• Task description:
Leaving out every picture, retype the lines below from the top through the one that contains "const BLUE = '#7878ef';".

★ ★ ★ ★ ★ ★ ★

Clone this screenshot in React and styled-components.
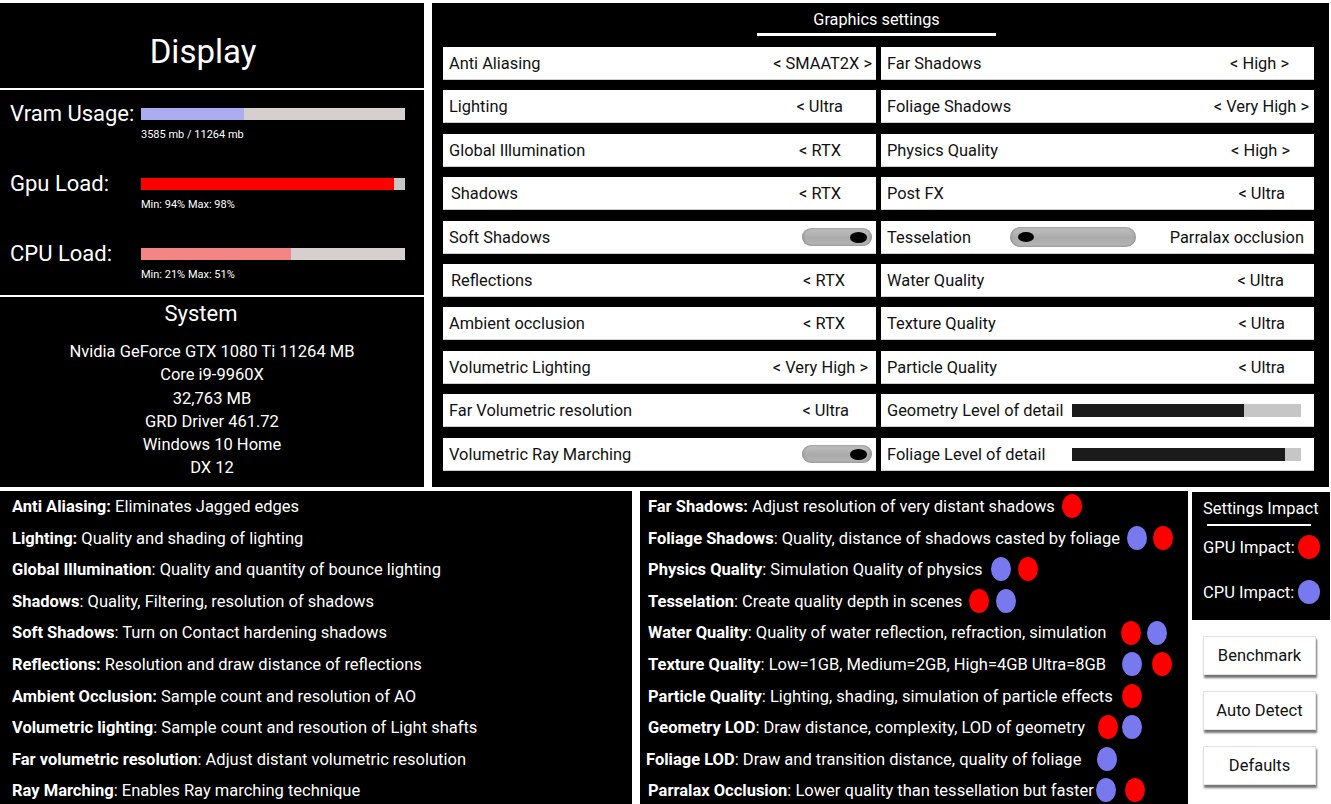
import React from 'react';
import styled, { createGlobalStyle } from 'styled-components';

const GlobalStyle = createGlobalStyle`
  body {
    margin: 0;
    background: #fff;
    font-family: Roboto, "Liberation Sans", sans-serif;
    overflow: hidden;
  }
`;

const RED = '#ff0000';
const BLUE = '#7878ef';

const metrics = [
  { label: 'Vram Usage:', fill: 39, color: '#abadf0', track: '#d6cfcf', caption: '3585 mb / 11264 mb' },
  { label: 'Gpu Load:', fill: 96, color: '#ff0000', track: '#c9c6c6', caption: 'Min: 94% Max: 98%' },
  { label: 'CPU Load:', fill: 57, color: '#f38585', track: '#d6cfcf', caption: 'Min: 21% Max: 51%' },
];

const systemInfo = [
  'Nvidia GeForce GTX 1080 Ti 11264 MB',
  'Core i9-9960X',
  '32,763 MB',
  'GRD Driver 461.72',
  'Windows 10 Home',
  'DX 12',
];

const leftSettings = [
  { label: 'Anti Aliasing', value: '< SMAAT2X >', pad: 4 },
  { label: 'Lighting', value: '< Ultra', pad: 33 },
  { label: 'Global Illumination', value: '< RTX', pad: 35 },
  { label: 'Shadows', value: '< RTX', pad: 35, indent: 8 },
  { label: 'Soft Shadows', toggle: true },
  { label: 'Reflections', value: '< RTX', pad: 31, indent: 8 },
  { label: 'Ambient occlusion', value: '< RTX', pad: 31 },
  { label: 'Volumetric Lighting', value: '< Very High >', pad: 8 },
  { label: 'Far Volumetric resolution', value: '< Ultra', pad: 27 },
  { label: 'Volumetric Ray Marching', toggle: true },
];

const rightSettings = [
  { label: 'Far Shadows', value: '< High >', pad: 25 },
  { label: 'Foliage Shadows', value: '< Very High >', pad: 5 },
  { label: 'Physics Quality', value: '< High >', pad: 24 },
  { label: 'Post FX', value: '< Ultra', pad: 29 },
  { label: 'Tesselation', switchTo: 'Parralax occlusion' },
  { label: 'Water Quality', value: '< Ultra', pad: 30 },
  { label: 'Texture Quality', value: '< Ultra', pad: 29 },
  { label: 'Particle Quality', value: '< Ultra', pad: 29 },
  { label: 'Geometry Level of detail', slider: 75 },
  { label: 'Foliage Level of detail', slider: 93 },
];

const descriptions = [
  { term: 'Anti Aliasing:', text: ' Eliminates Jagged edges' },
  { term: 'Lighting:', text: ' Quality and shading of lighting' },
  { term: 'Global Illumination', text: ': Quality and quantity of bounce lighting' },
  { term: 'Shadows', text: ': Quality, Filtering, resolution of shadows' },
  { term: 'Soft Shadows', text: ': Turn on Contact hardening shadows' },
  { term: 'Reflections:', text: ' Resolution and draw distance of reflections' },
  { term: 'Ambient Occlusion:', text: ' Sample count and resolution of AO' },
  { term: 'Volumetric lighting', text: ': Sample count and resoution of Light shafts' },
  { term: 'Far volumetric resolution', text: ': Adjust distant volumetric resolution' },
  { term: 'Ray Marching', text: ': Enables Ray marching technique' },
];

const impacts = [
  { term: 'Far Shadows:', text: ' Adjust resolution of very distant shadows', dots: ['r'], lead: 7 },
  { term: 'Foliage Shadows', text: ': Quality, distance of shadows casted by foliage', dots: ['b', 'r'], lead: 7, gap: 6 },
  { term: 'Physics Quality', text: ': Simulation Quality of physics', dots: ['b', 'r'], lead: 8, gap: 7 },
  { term: 'Tesselation', text: ': Create quality depth in scenes', dots: ['r', 'b'], lead: 7, gap: 7 },
  { term: 'Water Quality', text: ': Quality of water reflection, refraction, simulation', dots: ['r', 'b'], lead: 15, gap: 6 },
  { term: 'Texture Quality', text: ': Low=1GB, Medium=2GB, High=4GB Ultra=8GB', dots: ['b', 'r'], lead: 16, gap: 10 },
  { term: 'Particle Quality', text: ': Lighting, shading, simulation of particle effects', dots: ['r'], lead: 9 },
  { term: 'Geometry LOD', text: ': Draw distance, complexity, LOD of geometry', dots: ['r', 'b'], lead: 13, gap: 4 },
  { term: 'Foliage LOD', text: ': Draw and transition distance, quality of foliage', dots: ['b'], lead: 16, shift: -2 },
  { term: 'Parralax Occlusion', text: ': Lower quality than tessellation but faster', dots: ['b', 'r'], lead: 2, gap: 9 },
];

const Page = styled.div`
  display: flex;
  flex-direction: column;
  gap: 4px;
  padding-top: 3px;
  width: 1331px;
`;

const TopRow = styled.div`
  display: flex;
  gap: 8px;
  height: 484px;
`;

const BottomRow = styled.div`
  display: flex;
  height: 313px;
`;

/* ---------- display panel ---------- */

const DisplayPanel = styled.div`
  width: 424px;
  display: flex;
  flex-direction: column;
  gap: 2px;
  background: #fff;
`;

const DisplayHeader = styled.div`
  height: 85px;
  background: #000;
  color: #fff;
  display: flex;
  align-items: center;
  justify-content: center;
  box-sizing: border-box;
  padding: 11px 18px 0 0;
  font-size: 33px;
`;

const Metrics = styled.div`
  height: 205px;
  background: #000;
  box-sizing: border-box;
  padding: 11px 0 0 10px;
  display: flex;
  flex-direction: column;
  gap: 30px;
`;

const MetricRow = styled.div`
  display: flex;
  align-items: flex-start;
`;

const MetricLabel = styled.div`
  width: 131px;
  color: #fff;
  font-size: 22px;
  line-height: 26px;
`;

const MetricBody = styled.div`
  width: 264px;
  padding-top: 7px;
`;

const Track = styled.div`
  height: 12px;
  background: ${p => p.$track};
  display: flex;
`;

const Fill = styled.div`
  height: 100%;
  background: ${p => p.$color};
`;

const Caption = styled.div`
  margin-top: 9px;
  color: #fff;
  font-size: 11px;
  line-height: 12px;
`;

const SystemBox = styled.div`
  flex: 1;
  background: #000;
  color: #fff;
  text-align: center;
  padding-top: 5px;
`;

const SystemTitle = styled.div`
  font-size: 22px;
  line-height: 24px;
  padding-right: 22px;
  margin-bottom: 14px;
`;

const SystemLine = styled.div`
  font-size: 16.5px;
  line-height: 23.3px;
`;

/* ---------- graphics settings ---------- */

const GraphicsPanel = styled.div`
  width: 897px;
  background: #000;
  box-sizing: border-box;
  padding: 8px 15px 0 11px;
`;

const GraphicsTitle = styled.div`
  color: #fff;
  font-size: 16.3px;
  line-height: 18px;
  text-align: center;
  padding-right: 4px;
`;

const TitleRule = styled.div`
  width: 239px;
  height: 3px;
  background: #fff;
  margin: 4px auto 0;
  position: relative;
  left: -2px;
`;

const Columns = styled.div`
  display: flex;
  gap: 5px;
  margin-top: 11px;
`;

const Column = styled.div`
  width: 433px;
  display: flex;
  flex-direction: column;
  gap: 10.4px;
`;

const SettingRow = styled.div`
  height: 33px;
  background: #fff;
  display: flex;
  align-items: center;
  padding-left: ${p => p.$indent || 6}px;
  color: #111;
  font-size: 16.4px;
  white-space: nowrap;
  box-sizing: border-box;
  box-shadow: inset 0 -1px 0 #cfcfcf;
`;

const Value = styled.span`
  margin-left: auto;
  padding-right: ${p => p.$pad}px;
`;

const Toggle = styled.div`
  width: ${p => p.$w}px;
  height: ${p => p.$h}px;
  border-radius: 999px;
  background: linear-gradient(to bottom, #c2c2c2, #aaaaaa 55%, #b8b8b8);
  box-shadow: inset 0 0 3px rgba(0, 0, 0, 0.35);
  display: flex;
  align-items: center;
  justify-content: ${p => (p.$on ? 'flex-end' : 'flex-start')};
  padding: 0 ${p => p.$inset}px;
  box-sizing: border-box;
  margin-left: ${p => p.$ml};
  margin-right: ${p => p.$mr || 0}px;
`;

const Knob = styled.div`
  width: ${p => p.$w}px;
  height: ${p => p.$h}px;
  border-radius: 50%;
  background: #000;
`;

const SwitchText = styled.span`
  margin-left: auto;
  padding-right: 10px;
`;

const Slider = styled.div`
  width: 229px;
  height: 13px;
  margin-left: auto;
  margin-right: 13px;
  background: #c6c6c6;
  display: flex;
`;

const SliderFill = styled.div`
  height: 100%;
  background: #1b1b1b;
`;

/* ---------- bottom ---------- */

const DescPanel = styled.div`
  width: ${p => p.$w}px;
  margin-right: ${p => p.$mr}px;
  background: #000;
  color: #fff;
  font-size: 16.5px;
  line-height: 31.6px;
  padding-left: ${p => p.$pl}px;
  box-sizing: border-box;
  white-space: nowrap;
  overflow: hidden;
`;

const DescLine = styled.div`
  margin-left: ${p => p.$shift || 0}px;
`;

const Term = styled.b`
  font-weight: 700;
`;

const Dot = styled.span`
  display: inline-block;
  width: 20px;
  height: 24px;
  border-radius: 50%;
  vertical-align: middle;
  margin-top: -3px;
  background: ${p => (p.$c === 'r' ? RED : BLUE)};
  margin-left: ${p => p.$ml}px;
`;

const SideColumn = styled.div`
  width: 139px;
  display: flex;
  flex-direction: column;
  padding-top: 1px;
`;

const ImpactBox = styled.div`
  width: 138px;
  height: 128px;
  background: #000;
  color: #fff;
  box-sizing: border-box;
  padding: 8px 0 0 11px;
  font-size: 16.5px;
`;

const ImpactTitle = styled.div`
  line-height: 18px;
`;

const ImpactRule = styled.div`
  width: 104px;
  height: 2px;
  background: #fff;
  margin: 6px 0 9px 4px;
`;

const ImpactRow = styled.div`
  display: flex;
  align-items: center;
  height: 24px;
  margin-bottom: 21px;
`;

const ImpactDot = styled.span`
  width: 22px;
  height: 24px;
  border-radius: 50%;
  background: ${p => p.$color};
  margin-left: auto;
  margin-right: 10px;
`;

const Buttons = styled.div`
  display: flex;
  flex-direction: column;
  gap: 16px;
  padding: 16px 0 0 11px;
`;

const ActionButton = styled.button`
  width: 113px;
  height: 39px;
  background: #fff;
  border: 1px solid #e2e2e2;
  box-shadow: 1px 3px 2px rgba(0, 0, 0, 0.55);
  font-family: Roboto, "Liberation Sans", sans-serif;
  font-size: 16.5px;
  color: #111;
  padding: 0;
  cursor: pointer;
`;

function Setting({ item }) {
  return (
    <SettingRow $indent={item.indent}>
      <span>{item.label}</span>
      {item.value && <Value $pad={item.pad}>{item.value}</Value>}
      {item.toggle && (
        <Toggle $w={70} $h={18} $on $inset={5} $ml="auto" $mr={4}>
          <Knob $w={17} $h={11} />
        </Toggle>
      )}
      {item.switchTo && (
        <>
          <Toggle $w={126} $h={20} $inset={8} $ml="39px">
            <Knob $w={16} $h={10} />
          </Toggle>
          <SwitchText>{item.switchTo}</SwitchText>
        </>
      )}
      {item.slider !== undefined && (
        <Slider>
          <SliderFill style={{ width: `${item.slider}%` }} />
        </Slider>
      )}
    </SettingRow>
  );
}

export default function App() {
  return (
    <>
      <GlobalStyle />
      <Page>
        <TopRow>
          <DisplayPanel>
            <DisplayHeader>Display</DisplayHeader>
            <Metrics>
              {metrics.map(m => (
                <MetricRow key={m.label}>
                  <MetricLabel>{m.label}</MetricLabel>
                  <MetricBody>
                    <Track $track={m.track}>
                      <Fill $color={m.color} style={{ width: `${m.fill}%` }} />
                    </Track>
                    <Caption>{m.caption}</Caption>
                  </MetricBody>
                </MetricRow>
              ))}
            </Metrics>
            <SystemBox>
              <SystemTitle>System</SystemTitle>
              {systemInfo.map(line => (
                <SystemLine key={line}>{line}</SystemLine>
              ))}
            </SystemBox>
          </DisplayPanel>

          <GraphicsPanel>
            <GraphicsTitle>Graphics settings</GraphicsTitle>
            <TitleRule />
            <Columns>
              <Column>
                {leftSettings.map(s => <Setting key={s.label} item={s} />)}
              </Column>
              <Column>
                {rightSettings.map(s => <Setting key={s.label} item={s} />)}
              </Column>
            </Columns>
          </GraphicsPanel>
        </TopRow>

        <BottomRow>
          <DescPanel $w={632} $mr={8} $pl={12}>
            {descriptions.map(d => (
              <DescLine key={d.term}>
                <Term>{d.term}</Term>
                {d.text}
              </DescLine>
            ))}
          </DescPanel>

          <DescPanel $w={548} $mr={4} $pl={8}>
            {impacts.map(d => (
              <DescLine key={d.term} $shift={d.shift}>
                <Term>{d.term}</Term>
                {d.text}
                {d.dots.map((c, i) => (
                  <Dot key={i} $c={c} $ml={i === 0 ? d.lead : d.gap} />
                ))}
              </DescLine>
            ))}
          </DescPanel>

          <SideColumn>
            <ImpactBox>
              <ImpactTitle>Settings Impact</ImpactTitle>
              <ImpactRule />
              <ImpactRow>
                GPU Impact:
                <ImpactDot $color={RED} />
              </ImpactRow>
              <ImpactRow>
                CPU Impact:
                <ImpactDot $color={BLUE} />
              </ImpactRow>
            </ImpactBox>
            <Buttons>
              <ActionButton>Benchmark</ActionButton>
              <ActionButton>Auto Detect</ActionButton>
              <ActionButton>Defaults</ActionButton>
            </Buttons>
          </SideColumn>
        </BottomRow>
      </Page>
    </>
  );
}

★ ★ ★ ★ ★ ★ ★

• Written answer:
Clone this screenshot in React and styled-components.
import React from 'react';
import styled, { createGlobalStyle } from 'styled-components';

const GlobalStyle = createGlobalStyle`
  body {
    margin: 0;
    background: #fff;
    font-family: Roboto, "Liberation Sans", sans-serif;
    overflow: hidden;
  }
`;

const RED = '#ff0000';
const BLUE = '#7878ef';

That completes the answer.